Delle circa 5mila persone che si sono unite alla carovana di migranti partita dall’Honduras il 15 gennaio, saranno molto poche ad arrivare a destinazione. Rispetto alla prima storica carovana del 2018, infatti, qualcosa è cambiato, e decisamente in peggio: l’entrata in vigore degli accordi migratori degli Stati uniti con il Messico e con i paesi centroamericani, finalizzati a ridurre il flusso di migranti in fuga dalla violenza e dalla povertà estreme dei rispettivi paesi, peraltro mantenute e alimentate proprio dalle politiche Usa, come indica in maniera esemplare il caso dell’Honduras.

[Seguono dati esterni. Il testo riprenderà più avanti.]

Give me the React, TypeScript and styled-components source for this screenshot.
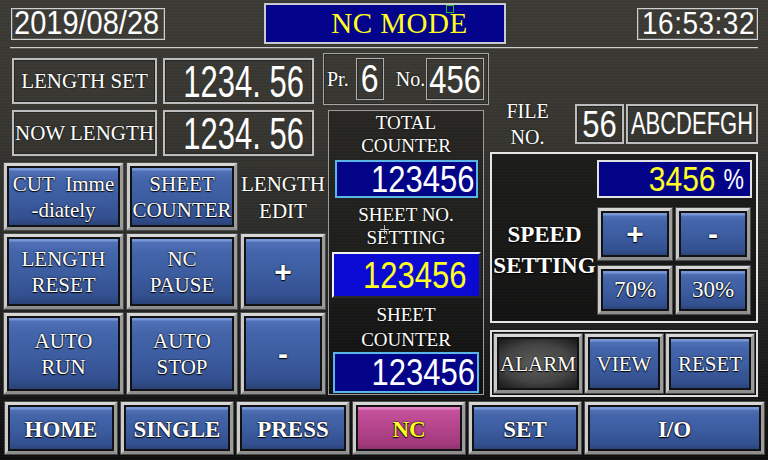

Accettando di fare il lavoro sporco per conto degli Stati uniti, il governo di Andrés Manuel López Obrador ha infatti eretto non un muro di cemento come quello caro a Trump, ma un’altrettanto impenetrabile barriera militare.

E così sono già 679 i migranti che l’Instituto Nacional de Migración ha provveduto a rispedire nell’inferno honduregno, 439 in aereo e 240 in pullman. E molti altri potranno essere rimpatriati nei prossimi giorni, come ha informato il ministro degli Esteri Marcelo Ebrard, l’”eroe” dell’accordo che a giugno ha scongiurato l’entrata in vigore dei dazi Usa su tutti i prodotti messicani, in cambio dell’abbandono dell’originario approccio umanitario di Amlo alla questione migratoria. Uomo di parola, peraltro, il ministro Ebrard: aveva garantito al presidente guatemalteco Alejandro Giammattei che ci avrebbe pensato lui a fermare la carovana e così ha fatto, nel nome ovviamente di una migrazione «sicura, ordinata e regolare» – con tanto di offerta ai migranti di 4mila posti di lavoro nel sud del Messico – e, soprattutto, «senza violare i diritti umani». «Noi non siamo come i conservatori», ha assicurato López Obrador, escludendo ogni tipo di repressione.

Non la pensano così, però, il Movimiento de los Trabajadores Socialistas (messicano) e Left Voice (statunitense), che denunciano congiuntamente la deportazione dal Messico, da dicembre, di 80.500 migranti e la permanenza in affollatissimi centri di detenzione di chi non è stato rimpatriato. «Ciò non impedirà la migrazione, ma, di sicuro, la renderà ancora più terribile e rischiosa per quanti saranno obbligati ad abbandonare i loro luoghi di origine». Da parte loro, i migranti ce l’hanno messa tutta per riuscire a passare, approfittando del basso livello del fiume Suchiate per attraversare la frontiera, ma si sono trovati di fronte alla Guardia Nacional, che di certo non è andata per il sottile: «Ci sono state serie violazioni dei diritti umani», ha denunciato Luis Villagran, coordinatore del Centro de Dignificación Humana di Tapachula. Ma, ha garantito Amlo, si è trattato solo di un «caso isolato».

Ad esultare è naturalmente il governo Trump: da quando gli Usa hanno iniziato a rispedire i richiedenti asilo in Messico e in Guatemala, le detenzioni alla frontiera con l’Arizona hanno registrato un crollo, dalle 14mila persone del maggio scorso a una media di 800 migranti al mese da ottobre ad oggi.